Alastair Moore added that about 50% of individuals over 50 experience some form of hearing loss, highlighting the significant impact that improving audio clarity can have.
Dynamic Solutions for Varied Soundscapes
The culmination of these efforts leads to a well-refined system that knows when to process audio and when to let it be. Harry Jones noted, “We sought to determine when enhancement was necessary. We aimed to avoid altering scenes that didn’t require it, like an exciting chase sequence, while still assisting those that did.”
“Through our work with RNID, we learned that users don’t just want to amplify speech; they want to savor the whole audio experience,” he added.
A significant aspect of design involved preliminarily analyzing sound scenes before processing. Each audio segment is scrutinized for about 5.8 milliseconds, during which the system adapts based on whether dialogue is masked by louder sounds.
Sonos identified 15 potential causes for unclear dialogue in media, ranging from mastering errors to external interferences. While the technology cannot rectify every issue, it illuminates many foundational challenges.
They also classified various sound mixes—ranging from isolated dialogue segments to scenes rich in music and effects.
“The challenge was determining when enhancement should occur versus when merely cleaning up the audio would be sufficient.
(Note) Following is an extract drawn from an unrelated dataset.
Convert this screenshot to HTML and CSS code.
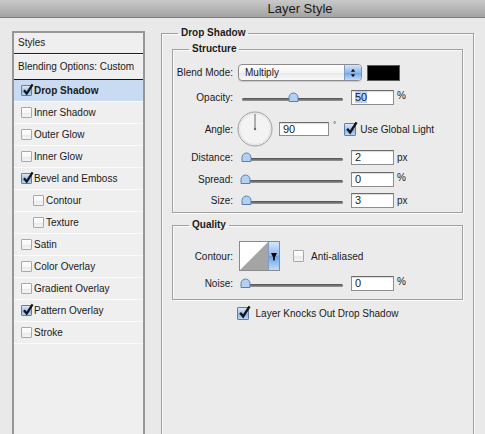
FILE: index.html
```html
<!DOCTYPE html>
<html lang="en">
<head>
    <meta charset="UTF-8">
    <title>Layer Style</title>
    <link rel="stylesheet" href="styles.css">
</head>
<body>
    <!-- Title bar -->
    <div class="titlebar">Layer Style</div>

    <div class="dialog">
        <!-- Styles list -->
        <div class="style-list">
            <div class="list-head">Styles</div>
            <div class="list-blend">Blending Options: Custom</div>
            <div class="item selected"><span class="cb on"><svg viewBox="0 0 11 11"><path d="M2 5.3l2.7 3.4L10.6-0.6"/></svg></span>Drop Shadow</div>
            <div class="item"><span class="cb"></span>Inner Shadow</div>
            <div class="item"><span class="cb"></span>Outer Glow</div>
            <div class="item"><span class="cb"></span>Inner Glow</div>
            <div class="item"><span class="cb on"><svg viewBox="0 0 11 11"><path d="M2 5.3l2.7 3.4L10.6-0.6"/></svg></span>Bevel and Emboss</div>
            <div class="item sub"><span class="cb"></span>Contour</div>
            <div class="item sub"><span class="cb"></span>Texture</div>
            <div class="item"><span class="cb"></span>Satin</div>
            <div class="item"><span class="cb"></span>Color Overlay</div>
            <div class="item"><span class="cb"></span>Gradient Overlay</div>
            <div class="item"><span class="cb on"><svg viewBox="0 0 11 11"><path d="M2 5.3l2.7 3.4L10.6-0.6"/></svg></span>Pattern Overlay</div>
            <div class="item"><span class="cb"></span>Stroke</div>
        </div>

        <!-- Settings -->
        <div class="settings">
            <fieldset class="group outer">
                <legend>Drop Shadow</legend>

                <fieldset class="group structure">
                    <legend>Structure</legend>

                    <div class="row blend-row">
                        <span class="lbl">Blend Mode:</span>
                        <div class="select">
                            <span class="select-text">Multiply</span>
                            <span class="stepper"><svg viewBox="0 0 7 11"><path d="M3.5 0.5L6 4H1z M3.5 10.5L6 7H1z"/></svg></span>
                        </div>
                        <div class="swatch"></div>
                    </div>

                    <div class="row opacity-row">
                        <span class="lbl">Opacity:</span>
                        <div class="slider"><svg class="thumb" style="left: 50%" viewBox="0 0 11 10"><path d="M1 9.5V5.5a4.5 4.5 0 0 1 9 0v4z"/></svg></div>
                        <div class="field"><span class="hl">50</span></div>
                        <span class="unit">%</span>
                    </div>

                    <div class="row angle-row">
                        <span class="lbl">Angle:</span>
                        <svg class="dial" viewBox="0 0 36 36">
                            <circle cx="18" cy="18" r="17" fill="#f3f3f3" stroke="#9c9c9c"/>
                            <circle cx="18" cy="18" r="15.5" fill="none" stroke="#e2e2e2"/>
                            <path d="M18 18V3" stroke="#6a6a6a"/>
                            <circle cx="18" cy="18" r="1.2" fill="#6a6a6a"/>
                        </svg>
                        <div class="field angle-field">90</div>
                        <span class="deg">°</span>
                        <span class="cb on big"><svg viewBox="0 0 11 11"><path d="M2 5.3l2.7 3.4L10.6-0.6"/></svg></span>
                        <span class="cb-text">Use Global Light</span>
                    </div>

                    <div class="row distance-row">
                        <span class="lbl">Distance:</span>
                        <div class="slider"><svg class="thumb" style="left: 4%" viewBox="0 0 11 10"><path d="M1 9.5V5.5a4.5 4.5 0 0 1 9 0v4z"/></svg></div>
                        <div class="field">2</div>
                        <span class="unit px">px</span>
                    </div>

                    <div class="row spread-row">
                        <span class="lbl">Spread:</span>
                        <div class="slider"><svg class="thumb" style="left: 3%" viewBox="0 0 11 10"><path d="M1 9.5V5.5a4.5 4.5 0 0 1 9 0v4z"/></svg></div>
                        <div class="field">0</div>
                        <span class="unit">%</span>
                    </div>

                    <div class="row size-row">
                        <span class="lbl">Size:</span>
                        <div class="slider"><svg class="thumb" style="left: 4%" viewBox="0 0 11 10"><path d="M1 9.5V5.5a4.5 4.5 0 0 1 9 0v4z"/></svg></div>
                        <div class="field">3</div>
                        <span class="unit px">px</span>
                    </div>
                </fieldset>

                <fieldset class="group quality">
                    <legend>Quality</legend>

                    <div class="row contour-row">
                        <span class="lbl">Contour:</span>
                        <div class="contour">
                            <svg class="contour-curve" viewBox="0 0 28 28"><rect width="28" height="28" fill="#fff"/><path d="M0 28L28 0V28Z" fill="#a5a5a5"/></svg>
                            <span class="contour-drop"><svg viewBox="0 0 6 9"><path d="M0 1h6L3.8 5.5V8.5H2.2V5.5z"/></svg></span>
                        </div>
                        <span class="cb aa"></span>
                        <span class="cb-text">Anti-aliased</span>
                    </div>

                    <div class="row noise-row">
                        <span class="lbl">Noise:</span>
                        <div class="slider"><svg class="thumb" style="left: 3%" viewBox="0 0 11 10"><path d="M1 9.5V5.5a4.5 4.5 0 0 1 9 0v4z"/></svg></div>
                        <div class="field">0</div>
                        <span class="unit">%</span>
                    </div>
                </fieldset>

                <div class="row knock-row">
                    <span class="cb on big"><svg viewBox="0 0 11 11"><path d="M2 5.3l2.7 3.4L10.6-0.6"/></svg></span>
                    <span class="cb-text">Layer Knocks Out Drop Shadow</span>
                </div>
            </fieldset>
        </div>
    </div>
</body>
</html>
```

FILE: styles.css
```css
/* page */
body {
    margin: 0;
    width: 485px;
    height: 434px;
    overflow: hidden;
    background-color: #e9e9e9;
    font-family: "Liberation Sans", Arial, sans-serif;
    font-size: 10px;
    color: #1a1a1a;
}

/* title bar */
.titlebar {
    height: 17px;
    line-height: 17px;
    padding-left: 115px;
    text-align: center;
    font-size: 13px;
    color: #1a1a1a;
    background: linear-gradient(#c9c9c9, #a3a3a3);
    border-bottom: 1px solid #7b7b7b;
}

.dialog {
    display: flex;
    align-items: flex-start;
    padding: 13px 0 0 12px;
}

/* styles list */
.style-list {
    width: 133px;
    height: 420px;
    flex-shrink: 0;
    box-sizing: border-box;
    border: 2px solid #979797;
    background-color: #efefef;
}
.list-head {
    height: 20px;
    line-height: 20px;
    padding-left: 4px;
    border-bottom: 2px solid #1f1f1f;
}
.list-blend {
    height: 24px;
    line-height: 24px;
    padding-left: 4px;
    border-top: 1px solid #fafafa;
    margin-top: -1px;
    border-bottom: 1px solid #151515;
}
.item {
    display: flex;
    align-items: center;
    height: 21px;
    padding-left: 7px;
    border-bottom: 1px solid #fbfbfb;
}
.item.selected {
    background-color: #c9daf3;
    font-weight: bold;
}
.item.sub {
    padding-left: 19px;
}

/* checkboxes */
.cb {
    width: 11px;
    height: 11px;
    flex-shrink: 0;
    box-sizing: border-box;
    margin-right: 2px;
    border: 1px solid #a8a8a8;
    border-radius: 1px;
    background: linear-gradient(#ffffff, #f7f7f7 50%, #e8e8e8 51%, #f4f4f4);
}
.cb.on {
    border-color: #5a7fae;
    background: linear-gradient(#dce9fa, #9fc1ea 50%, #84afe4 51%, #bcd7f7);
}
.cb svg {
    display: block;
    width: 11px;
    height: 11px;
    margin: -1px 0 0 0;
    overflow: visible;
}
.cb svg path {
    fill: none;
    stroke: #141414;
    stroke-width: 2.2;
}
.cb.big {
    width: 12px;
    height: 13px;
}
.cb.big svg {
    width: 12px;
    height: 12px;
}
.cb-text {
    margin-left: 4px;
}

/* settings side */
.settings {
    margin-left: 16px;
    margin-top: -4px;
}
.group {
    margin: 0;
    min-width: 0;
    border: 1px solid #a0a0a0;
    box-shadow: 1px 1px 0 #fafafa, inset 1px 1px 0 #fafafa;
}
.group legend {
    padding: 0 3px;
    line-height: 12px;
    font-weight: bold;
}
.outer {
    width: 313px;
    height: 420px;
    box-sizing: border-box;
    padding: 4px 10px 0 10px;
    background-color: #ebebeb;
}
.outer > legend {
    margin-left: 6px;
}
.structure {
    padding: 9px 0 4px 0;
}
.structure > legend,
.quality > legend {
    margin-left: 16px;
}
.quality {
    margin-top: 6px;
    padding: 10px 0 8px 0;
}

/* rows */
.row {
    display: flex;
    align-items: center;
}
.lbl {
    width: 60px;
    flex-shrink: 0;
    margin-right: 5px;
    text-align: right;
}
.blend-row { height: 17px; }
.opacity-row { height: 15px; margin-top: 9px; }
.angle-row { height: 38px; margin-top: 5px; }
.distance-row { height: 15px; margin-top: 2px; }
.spread-row { height: 15px; margin-top: 7px; }
.size-row { height: 15px; margin-top: 6px; }
.contour-row { height: 30px; }
.noise-row { height: 15px; margin-top: 5px; }
.knock-row {
    height: 12px;
    margin-top: 7px;
    justify-content: center;
}
.knock-row .cb-text {
    margin-left: 5px;
}

/* popup */
.select {
    display: flex;
    width: 124px;
    height: 17px;
    box-sizing: border-box;
    padding-left: 6px;
    border: 1px solid #8b8b8b;
    border-radius: 4px;
    overflow: hidden;
    background: linear-gradient(#ffffff, #f4f4f4 50%, #e8e8e8 51%, #f8f8f8);
    box-shadow: 0 1px 1px rgba(0, 0, 0, 0.15);
}
.select-text {
    flex: 1;
    line-height: 15px;
}
.stepper {
    display: flex;
    align-items: center;
    justify-content: center;
    width: 16px;
    border-left: 1px solid #7f9bc2;
    background: linear-gradient(#d3e5fb, #8db8ec 50%, #6da3e5 51%, #c0dcfb);
}
.stepper svg {
    width: 6px;
    height: 10px;
    fill: #111111;
}
.swatch {
    width: 33px;
    height: 16px;
    box-sizing: border-box;
    margin-left: 5px;
    background-color: #000000;
    border: 1px solid #5c5c5c;
}

/* slider */
.slider {
    position: relative;
    width: 101px;
    height: 3px;
    margin-left: 4px;
    margin-top: 3px;
    border-radius: 2px;
    background: linear-gradient(#4c4c4c, #9a9a9a);
}
.thumb {
    position: absolute;
    bottom: -1px;
    width: 11px;
    height: 10px;
    margin-left: -5px;
}
.thumb path {
    fill: #b3cff1;
    stroke: #5c80ae;
}

/* text fields */
.field {
    width: 43px;
    height: 15px;
    box-sizing: border-box;
    margin-left: 8px;
    padding-left: 3px;
    line-height: 13px;
    font-size: 11px;
    background-color: #ffffff;
    border: 1px solid #8e8e8e;
    border-top-color: #6c6c6c;
    box-shadow: inset 0 1px 1px rgba(0, 0, 0, 0.15);
}
.field .hl {
    background-color: #b4d3fa;
}
.unit {
    margin-left: 3px;
    align-self: flex-start;
}
.unit.px {
    align-self: center;
}

/* angle */
.dial {
    width: 36px;
    height: 36px;
    margin-left: -1px;
}
.angle-field {
    width: 50px;
    height: 14px;
    margin-left: 6px;
    line-height: 12px;
}
.deg {
    margin-left: 4px;
    align-self: flex-start;
    margin-top: 10px;
    font-size: 8px;
}
.angle-row .cb.big {
    margin-left: 8px;
    margin-right: 0;
}

/* contour */
.contour {
    display: flex;
    height: 30px;
    margin-left: 1px;
    box-sizing: border-box;
    border: 1px solid #8a8a8a;
}
.contour-curve {
    width: 28px;
    height: 28px;
    display: block;
}
.contour-drop {
    display: flex;
    align-items: center;
    justify-content: center;
    width: 10px;
    border-left: 1px solid #7f9bc2;
    background: linear-gradient(#d3e5fb, #8db8ec 50%, #6da3e5 51%, #c0dcfb);
}
.contour-drop svg {
    width: 6px;
    height: 9px;
    fill: #000000;
}
.cb.aa {
    width: 11px;
    height: 12px;
    margin-left: 13px;
    margin-right: 2px;
}
.contour-row .cb-text {
    margin-left: 5px;
}
```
Dialogue clarity can range from nonexistent to crystal clear. For instance, unclear dialogue amidst background noise requires more intensive intervention, while conversations over music call for subtler adjustments,” Jones pointed out.
“By effectively isolating speech, we can now pinpoint the optimal moments for enhancement,” he noted.
If you’re a Sonos Arc Ultra owner, you’ll soon be able to access this new feature. For many, it may not seem essential, given that the Arc Ultra already provides excellent dialogue clarity. However, I believe that the ‘Low’ setting will resonate with those who have been hesitant to adopt speech enhancement. I’m excited to see if the High and Max settings deliver the level of support that Sonos and RNID envision.